You could have seen this coming a mile away. Ten miles away. A thousand miles away.
While it hasn’t stopped cries of disbelief and righteous indignation, there was nothing particularly surprising about budget plans emerging from both the state House and Senate that, to varying degrees, take tax revenue from Washington’s marijuana legalization under Initiative 502 and divert it to areas the initiative never intended.
The Senate’s plan is the more drastic of the two, doing away with I-502’s Dedicated Marijuana Fund and using the expected pot windfall to fund education in accordance with the landmark state Supreme Court ruling known as McCleary. The House, on the other hand, grabs more than $140 million and uses it for Medicaid — money lawmakers would have to scrounge up from the general fund otherwise.
As the nearly 56 percent of Washingtonians that voted in favor of recreational marijuana legalization may remember, the excise tax revenue generated from the legal pot market is supposed to go to a very specific set of earmarks largely related to public health, research, and substance abuse prevention. These provisions, while not make-or-break, likely factored into why so many citizens felt comfortable voting for legalization.
I-502 was carefully crafted to be a precise balance between the legalization of an illicit drug, and the creation of a public health and outreach effort designed to prevent Washington from devolving into total reefer madness. It’s also supposed to generate telling research and evaluations, so we can better understand exactly what we’ve done in this brave new world and make decisions based on reality.
It’s an admirable objective, and one people voted for, so it wasn’t shocking when voices as far ranging as The Seattle Times editorial board and the ACLU sounded the alarm when budget writers started pouncing. The Times warned lawmakers against being tempted by the “candy dish” of pot revenue, while the ACLU sent a letter to lawmakers last week urging them not to “defy the will of the voters by reallocating I-502 tax revenue.”

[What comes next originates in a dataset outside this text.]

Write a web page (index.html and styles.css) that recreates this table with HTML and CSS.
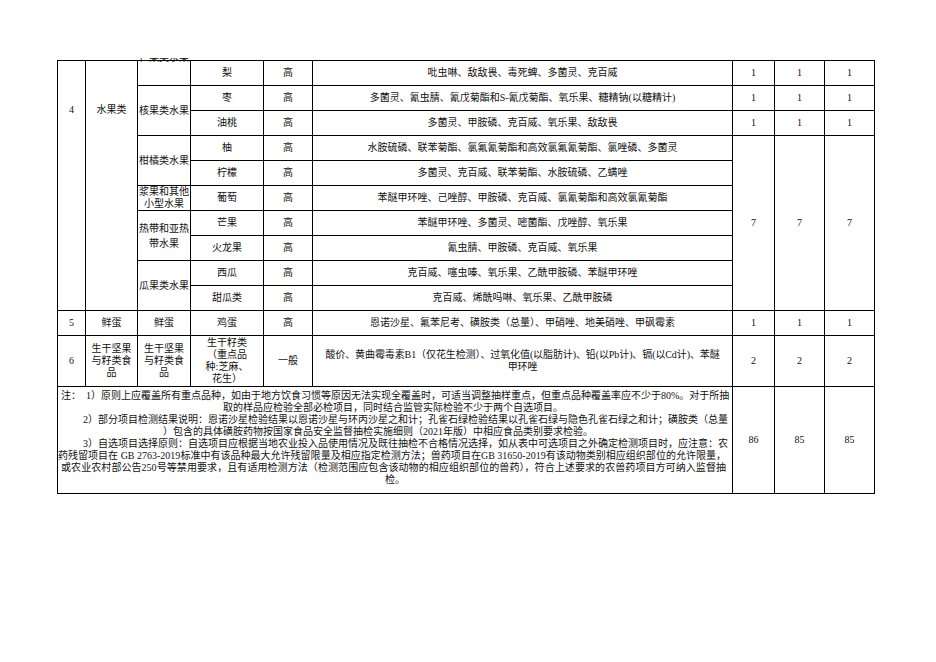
FILE: index.html
```html
<!DOCTYPE html>
<html lang="zh-CN">
<head>
<meta charset="utf-8">
<title>抽检项目表</title>
<link rel="stylesheet" href="styles.css">
</head>
<body>
<div class="page">
  <div class="sheet">
    <div class="c top rs10">4</div>
    <div class="c top rs10">水果类</div>
    <div class="c clipcat"></div>
    <div class="c">梨</div>
    <div class="c">高</div>
    <div class="c">吡虫啉、敌敌畏、毒死蜱、多菌灵、克百威</div>
    <div class="c">1</div><div class="c">1</div><div class="c">1</div>

    <div class="c rs2">核果类水果</div>
    <div class="c">枣</div>
    <div class="c">高</div>
    <div class="c">多菌灵、氰虫腈、氰戊菊酯和S-氰戊菊酯、氧乐果、糖精钠(以糖精计)</div>
    <div class="c">1</div><div class="c">1</div><div class="c">1</div>

    <div class="c">油桃</div>
    <div class="c">高</div>
    <div class="c">多菌灵、甲胺磷、克百威、氧乐果、敌敌畏</div>
    <div class="c">1</div><div class="c">1</div><div class="c">1</div>

    <div class="c rs2">柑橘类水果</div>
    <div class="c">柚</div>
    <div class="c">高</div>
    <div class="c">水胺硫磷、联苯菊酯、氯氟氰菊酯和高效氯氟氰菊酯、氯唑磷、多菌灵</div>
    <div class="c rs7">7</div><div class="c rs7">7</div><div class="c rs7">7</div>

    <div class="c">柠檬</div>
    <div class="c">高</div>
    <div class="c">多菌灵、克百威、联苯菊酯、水胺硫磷、乙螨唑</div>

    <div class="c tight">浆果和其他<br>小型水果</div>
    <div class="c">葡萄</div>
    <div class="c">高</div>
    <div class="c">苯醚甲环唑、己唑醇、甲胺磷、克百威、氯氰菊酯和高效氯氰菊酯</div>

    <div class="c rs2 loose">热带和亚热<br>带水果</div>
    <div class="c">芒果</div>
    <div class="c">高</div>
    <div class="c">苯醚甲环唑、多菌灵、嘧菌酯、戊唑醇、氧乐果</div>

    <div class="c">火龙果</div>
    <div class="c">高</div>
    <div class="c">氰虫腈、甲胺磷、克百威、氧乐果</div>

    <div class="c rs2">瓜果类水果</div>
    <div class="c">西瓜</div>
    <div class="c">高</div>
    <div class="c">克百威、噻虫嗪、氧乐果、乙酰甲胺磷、苯醚甲环唑</div>

    <div class="c">甜瓜类</div>
    <div class="c">高</div>
    <div class="c">克百威、烯酰吗啉、氧乐果、乙酰甲胺磷</div>

    <div class="c">5</div>
    <div class="c">鲜蛋</div>
    <div class="c">鲜蛋</div>
    <div class="c">鸡蛋</div>
    <div class="c">高</div>
    <div class="c">恩诺沙星、氟苯尼考、磺胺类（总量）、甲硝唑、地美硝唑、甲砜霉素</div>
    <div class="c">1</div><div class="c">1</div><div class="c">1</div>

    <div class="c">6</div>
    <div class="c tight">生干坚果<br>与籽类食<br>品</div>
    <div class="c tight">生干坚果<br>与籽类食<br>品</div>
    <div class="c tight">生干籽类<br>（重点品<br>种:芝麻、<br>花生）</div>
    <div class="c">一般</div>
    <div class="c lines">
      <div class="ln">酸价、黄曲霉毒素B1（仅花生检测）、过氧化值(以脂肪计)、铅(以Pb计)、镉(以Cd计)、苯醚</div>
      <div class="ln">甲环唑</div>
    </div>
    <div class="c">2</div><div class="c">2</div><div class="c">2</div>

    <div class="c notes cs6">
      <div class="nl j l1">注：&nbsp;&nbsp;1）原则上应覆盖所有重点品种，如由于地方饮食习惯等原因无法实现全覆盖时，可适当调整抽样重点，但重点品种覆盖率应不少于80%。对于所抽</div>
      <div class="nl l2">取的样品应检验全部必检项目，同时结合监管实际检验不少于两个自选项目。</div>
      <div class="nl j l3">2）部分项目检测结果说明：恩诺沙星检验结果以恩诺沙星与环丙沙星之和计；孔雀石绿检验结果以孔雀石绿与隐色孔雀石绿之和计；磺胺类（总量</div>
      <div class="nl l4">）包含的具体磺胺药物按国家食品安全监督抽检实施细则（2021年版）中相应食品类别要求检验。</div>
      <div class="nl j l3">3）自选项目选择原则：自选项目应根据当地农业投入品使用情况及既往抽检不合格情况选择，如从表中可选项目之外确定检测项目时，应注意：农</div>
      <div class="nl j l6">药残留项目在 GB 2763-2019标准中有该品种最大允许残留限量及相应指定检测方法；兽药项目在GB 31650-2019有该动物类别相应组织部位的允许限量，</div>
      <div class="nl j l1">或农业农村部公告250号等禁用要求，且有适用检测方法（检测范围应包含该动物的相应组织部位的兽药），符合上述要求的农兽药项目方可纳入监督抽</div>
      <div class="nl l8">检。</div>
    </div>
    <div class="c">86</div><div class="c">85</div><div class="c">85</div>
  </div>
  <div class="catclip"><div class="catclip-text">仁果类水果</div></div>
</div>
</body>
</html>
```

FILE: styles.css
```css
html, body {
  margin: 0;
  padding: 0;
  background: #fff;
}

body {
  font-family: "Liberation Serif", "Noto Sans CJK SC", serif;
  font-size: 10px;
  color: #111;
}

.page {
  position: relative;
  width: 936px;
  height: 662px;
  padding: 60px 0 0 57px;
  box-sizing: border-box;
}

.sheet {
  display: grid;
  grid-template-columns: 27px 51px 52px 72px 48px 419px 41px 49px 49px;
  grid-template-rows: repeat(11, 24px) 50px 106px;
  gap: 1px;
  padding: 1px;
  background: #000;
  width: max-content;
}

.c {
  background: #fff;
  display: flex;
  flex-direction: column;
  align-items: center;
  justify-content: center;
  text-align: center;
  line-height: 12px;
  white-space: nowrap;
  overflow: hidden;
}

.rs2 { grid-row: span 2; }
.rs7 { grid-row: span 7; }
.rs10 { grid-row: span 10; }
.cs6 { grid-column: span 6; }

.top {
  justify-content: flex-start;
  padding-top: 43px;
}

.tight { line-height: 12px; }
.loose { line-height: 15px; }

.lines .ln {
  line-height: 12px;
  letter-spacing: -0.1px;
}

.notes {
  align-items: stretch;
  justify-content: flex-start;
  padding: 3px 6px 0 0;
  text-align: left;
}

.nl {
  line-height: 12px;
  height: 12px;
  white-space: nowrap;
}

.nl.j {
  text-align: justify;
  text-align-last: justify;
}

.l1 { padding-left: 3px; }
.l2 { padding-left: 165px; }
.l3 { padding-left: 25px; }
.l4 { padding-left: 105px; }
.l6 { padding-left: 0; }
.l8 { text-align: center; padding-left: 6px; }

.catclip {
  position: absolute;
  left: 138px;
  top: 58px;
  width: 52px;
  height: 6px;
  overflow: hidden;
}

.catclip-text {
  margin-top: -6px;
  line-height: 12px;
  text-align: center;
  white-space: nowrap;
}
```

Valid points all around. Circle the wagons. Raise a stink.
Just don’t expect Olympia to listen.
Forgive the cynicism, but this is what legislators — and more specifically those responsible for crafting budgets — do. It’s in their DNA.
“Budgeteers are always looking for money, and they don’t care much about details,” says Allen Hayward, who served as senior legal counsel with the state House from 1979-2012. These days he’s an legislative historian of sorts, having recently published an autobiography examining his time at the Capitol.
He knows this phenomenon well.
“The budget guys tend to be very, very powerful, and they tend to all believe — whether they’re Republican or Democrat — that money is fungible,” Hayward says.
Perhaps the most obvious example of this Olympia tradition comes from the landmark tobacco settlement of 1998, in which then-Attorney General Christine Gregoire won a $206 billion settlement with the five biggest cigarette makers on behalf of 46 states.
Washington’s take was to be billions of dollars spread over 25 years, money which lawmakers swore up and down would be spent on anti-smoking campaigns.
The promise didn’t last long.
By 2002, Gov. Gary Locke — a former budget guy himself — signed off on a law creating the Tobacco Settlement Authority, an agency given the go-ahead to issue revenue bonds backed by roughly 30 percent of Washington’s tobacco take. The move generated a lump sum of $450 million for the state — an influx of cash in budget-strapped times that went straight to whatever lawmakers deemed worthy.
Spoiler: In the wake of the dot-com crash, most of it went to fill budget holes, not smoking.
Granted, relying on the tobacco settlement money was a safer bet than on projected marijuana tax revenues, but the parallel still stands.
Again, this is what legislators do. It’s in their DNA.
As we watch this latest debate over pot revenue play out in Olympia, we’d be wise to keep this in mind. Sure, there are a thousand reasons why budget writers this session should keep their grubby hands off the money, most of them valid.
But based on history, expecting them to actually do so seems a tad unrealistic.